Prof. Dr. Stefan Herlitze, Zoologie und Neurobiologie,
Fakultät für Biologie und Biotechnologie

In the last years the Department of Zoology and Neurobiology has developed optogenetic tools to control G protein coupled receptor (GPCR) signaling pathways (Li et al., 2005). We are focusing on light activated GPCRs involved in modulating emotional behavior. We demonstrated that the loss of serotonergic signaling within the mouse brain alters the emotional phenotype (Liu et al., 2010) and that the autoregulation of serotonergic neurons, which is involved in regulating 5HT network activity, can be controlled by light activated chimeric vertebrate rhodopsins coupling to the 5-HT1A signaling pathways in hind/midbrain regions of the mouse brain (Oh et al., 2010). We would like now to combine cutting edge imaging techniques, i.e. 2 Photon-FLIM and TIRF microscopy, with optogenetic techniques to control and visualize GPCRs coupling to the 5HT signaling pathways in vitro and in vivo. Our goal is to understand how 5HT pathways modulate anxiety states and how these pathways alter the underlying neuronal structure when anxiety can’t be forgotten and manifested in diseases such as depression.

Li, X.; Gutierrez, D.V.; Hanson, M.G.; Han,J.; Mark, M.D.; Chiel, H.; Hegemann, P.; Landmesser,L.T. and Herlitze, S. (2005) Fast noninvasive activation and inhibition of neural and network activity by vertebrate rhodopsin and green algae channelrhodopsin.
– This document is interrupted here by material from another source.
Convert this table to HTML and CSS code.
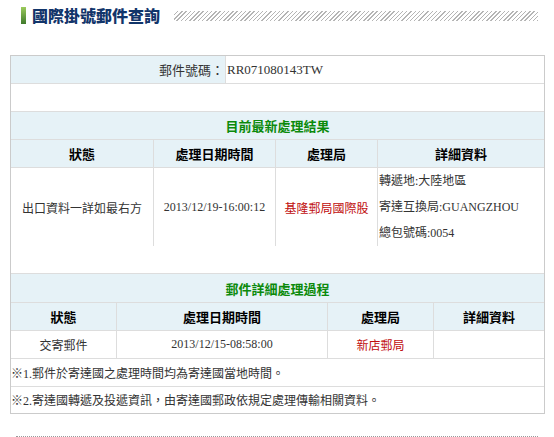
FILE: index.html
```html
<!DOCTYPE html>
<html lang="zh-Hant">
<head>
<meta charset="utf-8">
<title>國際掛號郵件查詢</title>
<link rel="stylesheet" href="styles.css">
</head>
<body>
<div class="page-head">
  <span class="head-bar"></span>
  <h1 class="head-title">國際掛號郵件查詢</h1>
  <span class="head-hatch"></span>
</div>

<div class="box">
  <div class="row row-id">
    <div class="cell label">郵件號碼：</div>
    <div class="cell value serif">RR071080143TW</div>
  </div>
  <div class="row row-blank"><div class="cell"></div></div>
  <div class="row"><div class="cell section">目前最新處理結果</div></div>
  <div class="row cols-a">
    <div class="cell th">狀態</div>
    <div class="cell th">處理日期時間</div>
    <div class="cell th">處理局</div>
    <div class="cell th">詳細資料</div>
  </div>
  <div class="row cols-a row-data">
    <div class="cell td">出口資料一詳如最右方</div>
    <div class="cell td serif">2013/12/19-16:00:12</div>
    <div class="cell td red">基隆郵局國際股</div>
    <div class="cell td detail">轉遞地:大陸地區<br>寄達互換局:GUANGZHOU<br>總包號碼:0054</div>
  </div>
  <div class="row row-blank"><div class="cell"></div></div>
  <div class="row row-tall"><div class="cell section">郵件詳細處理過程</div></div>
  <div class="row cols-b">
    <div class="cell th">狀態</div>
    <div class="cell th">處理日期時間</div>
    <div class="cell th">處理局</div>
    <div class="cell th">詳細資料</div>
  </div>
  <div class="row cols-b">
    <div class="cell td">交寄郵件</div>
    <div class="cell td serif">2013/12/15-08:58:00</div>
    <div class="cell td red">新店郵局</div>
    <div class="cell td"></div>
  </div>
  <div class="row"><div class="cell note">※1.郵件於寄達國之處理時間均為寄達國當地時間。</div></div>
  <div class="row row-short"><div class="cell note">※2.寄達國轉遞及投遞資訊，由寄達國郵政依規定處理傳輸相關資料。</div></div>
</div>

<div class="dots"></div>
</body>
</html>
```

FILE: styles.css
```css
html, body {
  margin: 0;
  padding: 0;
  background: #fff;
}
body {
  font-family: "Liberation Serif", "Noto Sans CJK TC", serif;
  color: #333;
  font-size: 12px;
}
.page-head {
  display: flex;
  align-items: center;
  padding: 7px 16px 0 21px;
  height: 17px;
}
.head-bar {
  width: 5px;
  height: 17px;
  background: linear-gradient(#9ccb5c, #3f7a2c);
}
.head-title {
  margin: 0 14px 0 6px;
  font-family: "Noto Sans CJK TC", sans-serif;
  font-size: 16px;
  line-height: 17px;
  font-weight: 900;
  color: #12356a;
}
.head-hatch {
  flex: 1;
  height: 10px;
  background: repeating-linear-gradient(-45deg, #b5b5b5 0 1px, #fff 1px 3px);
}
.box {
  margin: 31px 0 0 10px;
  width: 533px;
  border: 1px solid #cbcbcb;
  background: #dddddd;
  display: flex;
  flex-direction: column;
  gap: 1px;
}
.row {
  display: grid;
  grid-template-columns: 1fr;
  gap: 1px;
  height: 27px;
}
.row-id { grid-template-columns: 214px 318px; }
.cols-a { grid-template-columns: 142px 121px 101px 166px; }
.cols-b { grid-template-columns: 105px 210px 105px 110px; }
.row-data { height: 77px; }
.row-tall { height: 28px; }
.row-short { height: 26px; }
.cell {
  background: #fff;
  display: flex;
  align-items: center;
  font-family: "Noto Sans CJK TC", sans-serif;
  font-size: 12px;
  color: #333;
}
.label {
  background: #e6f2f7;
  justify-content: flex-end;
  font-size: 13px;
  padding-right: 1px;
}
.value {
  padding-left: 1px;
  font-size: 13px;
}
.serif {
  font-family: "Liberation Serif", "Noto Sans CJK TC", serif;
}
.section {
  background: #e6f2f7;
  justify-content: center;
  color: #0b8a0b;
  font-weight: bold;
  font-size: 13px;
}
.th {
  background: #e6f2f7;
  justify-content: center;
  font-weight: bold;
  font-size: 13px;
  color: #000;
}
.td {
  justify-content: center;
}
.red { color: #c00d0d; }
.detail {
  justify-content: flex-start;
  padding-left: 1px;
  line-height: 26px;
  font-family: "Liberation Serif", "Noto Sans CJK TC", serif;
}
.note {
  justify-content: flex-start;
  font-family: "Liberation Serif", "Noto Sans CJK TC", serif;
}
.dots {
  margin: 22px 0 0 16px;
  width: 522px;
  border-top: 1px dotted #9a9a9a;
}
```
Proc Natl Acad Sci U S A. 102:17816-21.
Liu, C., Maejima, T.; Wyler, S.C.; Casadesus, G.; Herlitze, S. and Deneris, E.S. (2010) Pet-1 is required across different stages of life to regulate serotonergic function. Nat Neurosci. 13:1190-8.
Oh, E.; Maejima, T.; Liu, C.; Deneris, E. and Herlitze, S. (2010) Substitution of 5-HT1A Receptor Signaling by a Light-activated G Protein-coupled Receptor. J Biol Chem. 285:30825-30836.